В тюрьме перебили пленных японцев. Ночью перебили там же русских. Но тюрьма снова наполнилась. Людей жгли, топили, резали, пороли, кромсали, отсекали живым руки и ноги, вбивали гвозди.
В казармы взяли девушек-гимназисток. Изнасиловали и большинство убили. По распоряжению Нины Лебедевой выдавали из тюрьмы женщин и девушек партизанам – на потеху. Ловили женщин по городу, предъявляли мандаты и уводили женщин к себе в казармы. Потом – на Амур.
Убивали детей. Привязали одной женщине четверых ее маленьких детей – по одному к каждой руке и ноге – и утопили всех пятерых.
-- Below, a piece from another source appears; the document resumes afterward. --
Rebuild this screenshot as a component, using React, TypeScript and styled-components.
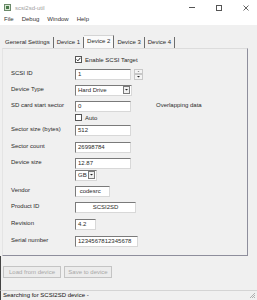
import React from "react";
import styled, { createGlobalStyle } from "styled-components";

const GlobalStyle = createGlobalStyle`
  html, body {
    margin: 0;
    padding: 0;
    background: #f0f0f0;
  }
  body {
    font-family: "Liberation Sans", "DejaVu Sans", sans-serif;
    font-size: 6px;
    color: #2a2a2a;
  }
`;

/*
  Window frame
*/

const Window = styled.div`
  width: 257px;
  height: 300px;
  display: flex;
  flex-direction: column;
  background: #f0f0f0;
  overflow: hidden;
`;

const TitleBar = styled.div`
  height: 15px;
  background: #ffffff;
  display: flex;
  align-items: center;
  padding-left: 4px;
  gap: 4px;
`;

const TitleText = styled.span`
  color: #a0a0a0;
  flex: 1;
`;

const WinButton = styled.div`
  width: 23px;
  height: 15px;
  display: flex;
  align-items: center;
  justify-content: center;
`;

const MenuBar = styled.div`
  height: 10px;
  background: #ffffff;
  display: flex;
  align-items: center;
  padding-left: 4px;
  gap: 8px;
  padding-bottom: 1px;
`;

const MenuItem = styled.span`
  color: #333;
`;

const Body = styled.div`
  flex: 1;
  display: flex;
  flex-direction: column;
  padding: 10px 9px 0 2px;
`;

/*
  Tabs
*/

const TabRow = styled.div`
  display: flex;
  align-items: flex-end;
  height: 13px;
`;

const Tab = styled.div<{ $active?: boolean }>`
  height: ${(p) => (p.$active ? "13px" : "11px")};
  line-height: 11px;
  padding: 0 3px;
  border-right: 1px solid #6d6d6d;
  background: ${(p) => (p.$active ? "#fafafa" : "transparent")};
  border-top: ${(p) => (p.$active ? "1px solid #d4d4d4" : "none")};
  box-sizing: border-box;
  white-space: nowrap;
`;

const Panel = styled.div`
  border-right: 1px solid #8e8e9c;
  border-bottom: 1px solid #8e8e9c;
  border-top: 1px solid #dcdcdc;
  border-left: 1px solid #e4e4e4;
  padding: 7px 0 8px 8px;
  display: flex;
  flex-direction: column;
`;

const Row = styled.div<{ $h: number }>`
  height: ${(p) => p.$h}px;
  display: flex;
  align-items: flex-start;
`;

const Label = styled.div`
  width: 64px;
  line-height: 8px;
  white-space: nowrap;
`;

const Field = styled.div<{ $w: number; $center?: boolean }>`
  width: ${(p) => p.$w}px;
  height: 11px;
  box-sizing: border-box;
  background: #ffffff;
  border: 1px solid #7a7a7a;
  border-right-color: #d8d8d8;
  border-bottom-color: #d8d8d8;
  line-height: 9px;
  padding-left: ${(p) => (p.$center ? "0" : "2px")};
  text-align: ${(p) => (p.$center ? "center" : "left")};
  white-space: nowrap;
  overflow: hidden;
`;

const Select = styled.div<{ $w: number }>`
  width: ${(p) => p.$w}px;
  height: 11px;
  box-sizing: border-box;
  background: #ffffff;
  border: 1px solid #7a7a7a;
  border-right-color: #d8d8d8;
  border-bottom-color: #d8d8d8;
  display: flex;
  align-items: center;
  padding-left: 2px;
  line-height: 9px;
`;

const SelectText = styled.span`
  flex: 1;
`;

const ArrowBox = styled.div`
  width: 5px;
  height: 6px;
  margin-right: 1px;
  border: 1px solid #7a7a7a;
  background: #f0f0f0;
  display: flex;
  align-items: center;
  justify-content: center;
`;

const Spinner = styled.div`
  margin-left: 3px;
  width: 9px;
  height: 11px;
  display: flex;
  flex-direction: column;
`;

const SpinBtn = styled.div`
  flex: 1;
  box-sizing: border-box;
  border: 1px solid #c8c8c8;
  background: #f4f4f4;
  display: flex;
  align-items: center;
  justify-content: center;
`;

const CheckRow = styled.div`
  display: flex;
  align-items: center;
  gap: 3px;
  line-height: 8px;
`;

const Box = styled.div`
  width: 5px;
  height: 5px;
  border: 1px solid #555;
  background: #fff;
  display: flex;
  align-items: center;
  justify-content: center;
`;

const Note = styled.span`
  margin-left: 25px;
  line-height: 8px;
`;

const Indent = styled.div`
  margin-left: 64px;
`;

/*
  Bottom area
*/

const ButtonRow = styled.div`
  display: flex;
  gap: 3px;
  padding: 10px 0 0 2px;
  height: 34px;
  box-sizing: border-box;
  margin-left: -2px;
  border-left: 1px solid #444;
`;

const Button = styled.div<{ $w: number }>`
  width: ${(p) => p.$w}px;
  height: 12px;
  box-sizing: border-box;
  border: 1px solid #c4c4c4;
  background: #ececec;
  color: #a8a8a8;
  display: flex;
  align-items: center;
  justify-content: center;
  white-space: nowrap;
`;

const StatusBar = styled.div`
  height: 11px;
  border-top: 1px solid #d4d4d4;
  border-left: 1px solid #444;
  display: flex;
  align-items: center;
  padding-left: 2px;
  position: relative;
  color: #111;
`;

const Grip = styled.svg`
  position: absolute;
  right: 1px;
  bottom: 1px;
`;

function Check() {
  return (
    <svg width="5" height="5" viewBox="0 0 6 6">
      <path d="M0.8 3 L2.3 4.6 L5.3 1" stroke="#222" strokeWidth="1.2" fill="none" />
    </svg>
  );
}

function Down({ size = 3 }: { size?: number }) {
  return (
    <svg width={size} height={size / 2} viewBox="0 0 4 2">
      <path d="M0 0 L4 0 L2 2 Z" fill="#222" />
    </svg>
  );
}

function Up() {
  return (
    <svg width="3" height="1.5" viewBox="0 0 4 2">
      <path d="M0 2 L4 2 L2 0 Z" fill="#777" />
    </svg>
  );
}

function App() {
  return (
    <Window>
      <GlobalStyle />
      <TitleBar>
        <svg width="7" height="7" viewBox="0 0 7 7">
          <rect x="0.5" y="0.5" width="6" height="6" fill="#d9e7d5" stroke="#6c8a6a" />
          <rect x="2" y="2" width="3" height="3" fill="#4a7a4a" />
        </svg>
        <TitleText>scsi2sd-util</TitleText>
        <WinButton>
          <svg width="6" height="1">
            <rect width="6" height="1" fill="#555" />
          </svg>
        </WinButton>
        <WinButton>
          <svg width="6" height="6">
            <rect x="0.5" y="0.5" width="5" height="5" fill="none" stroke="#555" />
          </svg>
        </WinButton>
        <WinButton>
          <svg width="6" height="6">
            <path d="M0.5 0.5 L5.5 5.5 M5.5 0.5 L0.5 5.5" stroke="#555" strokeWidth="0.9" />
          </svg>
        </WinButton>
      </TitleBar>
      <MenuBar>
        <MenuItem>File</MenuItem>
        <MenuItem>Debug</MenuItem>
        <MenuItem>Window</MenuItem>
        <MenuItem>Help</MenuItem>
      </MenuBar>
      <Body>
        <TabRow>
          <Tab>General Settings</Tab>
          <Tab>Device 1</Tab>
          <Tab $active>Device 2</Tab>
          <Tab>Device 3</Tab>
          <Tab>Device 4</Tab>
        </TabRow>
        <Panel>
          <Row $h={13}>
            <Indent>
              <CheckRow>
                <Box>
                  <Check />
                </Box>
                Enable SCSI Target
              </CheckRow>
            </Indent>
          </Row>
          <Row $h={16}>
            <Label>SCSI ID</Label>
            <Field $w={56}>1</Field>
            <Spinner>
              <SpinBtn>
                <Up />
              </SpinBtn>
              <SpinBtn>
                <Down />
              </SpinBtn>
            </Spinner>
          </Row>
          <Row $h={16}>
            <Label>Device Type</Label>
            <Select $w={57}>
              <SelectText>Hard Drive</SelectText>
              <ArrowBox>
                <Down />
              </ArrowBox>
            </Select>
          </Row>
          <Row $h={13}>
            <Label>SD card start sector</Label>
            <Field $w={56}>0</Field>
            <Note>Overlapping data</Note>
          </Row>
          <Row $h={11}>
            <Indent>
              <CheckRow>
                <Box />
                Auto
              </CheckRow>
            </Indent>
          </Row>
          <Row $h={17}>
            <Label>Sector size (bytes)</Label>
            <Field $w={56}>512</Field>
          </Row>
          <Row $h={16}>
            <Label>Sector count</Label>
            <Field $w={56}>26998784</Field>
          </Row>
          <Row $h={12}>
            <Label>Device size</Label>
            <Field $w={56}>12.87</Field>
          </Row>
          <Row $h={16}>
            <Indent>
              <Select $w={22}>
                <SelectText>GB</SelectText>
                <ArrowBox>
                  <Down />
                </ArrowBox>
              </Select>
            </Indent>
          </Row>
          <Row $h={16}>
            <Label>Vendor</Label>
            <Field $w={35}>&nbsp;codesrc</Field>
          </Row>
          <Row $h={17}>
            <Label>Product ID</Label>
            <Field $w={61} $center>
              SCSI2SD
            </Field>
          </Row>
          <Row $h={17}>
            <Label>Revision</Label>
            <Field $w={21}>4.2</Field>
          </Row>
          <Row $h={11}>
            <Label>Serial number</Label>
            <Field $w={63}>1234567812345678</Field>
          </Row>
        </Panel>
        <ButtonRow>
          <Button $w={58}>Load from device</Button>
          <Button $w={48}>Save to device</Button>
        </ButtonRow>
      </Body>
      <StatusBar>
        Searching for SCSI2SD device -
        <Grip width="7" height="7" viewBox="0 0 7 7">
          <path d="M6 1 L1 6 M6 3 L3 6 M6 5 L5 6" stroke="#a0a0a0" strokeWidth="0.8" />
        </Grip>
      </StatusBar>
    </Window>
  );
}

export default App;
Били детей из того соображения, что мало молока и кормить их нечем и, кроме того, с детьми будет трудно в тайге, во время отступления на Керби.
Тряпицын сказал, что оставит японцам пустыню – без жилищ и без людей. Город замер, видя, что пришёл последний час и пощады никому не будет.
Сидя на гауптвахте, Николай Иванович знал от стражи, что творится в городе. Он узнал, что перебиты его друзья Налётовы – отец, мать и сын двадцати лет. Знал, что погибла вся семья Райцыных – включая девочку девяти лет. Старшая из дочерей Райцына была изнасилована партизаном Рыжовым, а на следующий день её заставили петь в партизанском театре. Она погибла со всей семьёй. Узнал, что погибли трое из семьи Нетупских – мать и две дочери.